I don’t know why it’s taken 3 weeks for me to finish this post but, regardless, here it is — FINALLY. As you might or might not know, I was in the Caribbean from November 9th-27th — Puerto Rico for 6 days and then the Dominican Republic for 12. Taking an extended break from work and everyday life connected to everything and everyone online was definitely long overdue. So, what are my thoughts after my trip? Several things…
First, my 1st exposure to life in a 3rd world country was definitely a great life experience, and one I will not ever forget. Culture in the Dominican Republic is unreal and I guarantee I’ll visit the country again.
One of my close friends and I often talk about “how long can the world sustain the environmental damage we are inflicting on it?” — after seeing what it’s like in a 3rd world country, I’m not optimistic AT ALL. Don’t get me wrong, the Dominican Republic is an absolutely beautiful country, but that can’t hide the fact that trash is everywhere. In the DR, taking out the garbage means piling it on the nearest street corner to be picked up by a truck at a later date (no real set schedule). I can only imagine how bad the environment is in places such as India and China that have seen massive, massive industrial growth over the past decade with little environmental regulation. I don’t know how much more environmental damage the world can accomodate.

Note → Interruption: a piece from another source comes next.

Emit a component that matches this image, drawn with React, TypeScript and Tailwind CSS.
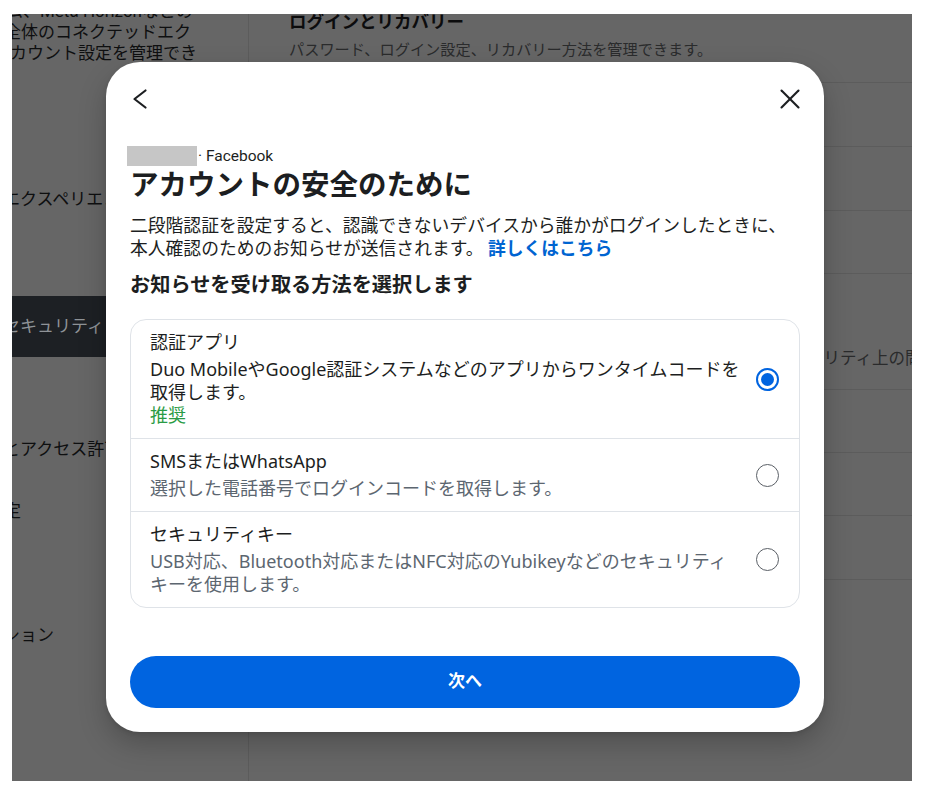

“Que lo que?” — who knew such a simply saying could bring so many smiles to kids faces. I’ve honestly never seen kids so happy with so little. I’ve said it before — the materialism in the US is pathetic. If kids in the Dominican Republic are happy while having very limited material possessions, why is it that kids in the US need an iPod or a new xbox 360 to “be happy”?
People in the Dominican are amazingly friendly. Very seldom does a visit to a colmado (small supermarket) go by without chatting with someone. It certainly makes me realize that not enough people here in the US spend time just talking and enjoying each other’s company.
Transportation — wow, what a different experience than transportation in the US. There are just about zero laws to obey when driving (I would have said zero except for the fact that someone told me they got pulled over before). I don’t know how a passive tourist from the states would ever navigate the roads of Santo Domingo. It’s not uncommon for cars pull out in front of a line of oncoming cars to cross a street. Streetlights are, well, not very common. “Public cars” (usually Corollas or Accords from the 1980’s) that barely run, often have no door panels and sometimes are without side windows, with rusted out floors (when I stepped out of one, I felt my foot sink halfway through the floor), and transport 6 full grown adults + the driver — cost 12 peses per person for a 10 block ride along a main route. Cross-country bus trips (roughly 5 hours) are often freezing — the AC for one trip I took was set to 16 degrees celsius. Motorcycles are the norm. And, horses are still a somewhat common means of transportation in rural environments.
Microfinance really does make a difference. By now. most of you know I’m passionate about the subject — and this trip definitely only increased that passion. I saw groups of entrepreneurs who received their 1st loans. I visited women running small businesses out of their homes in order to build better lives for their children. I got a 1st-hand glimpse of the significance of giving hard working men and women the means to bring themselves out of poverty.
I think my friend said it best — “In the DR [and the 3rd world in general], people work to live. In the US, we live to work.” That’s a pretty big difference. When you have to worry about food on the table, paying the bus fare to/from work, and finding quality shoes to put on your feet, you don’t really have time to worry about whether you have the latest and greatest mp3 player.
If you’re sitting at your computer reading this, I really do hope you understand how truly privileged you are.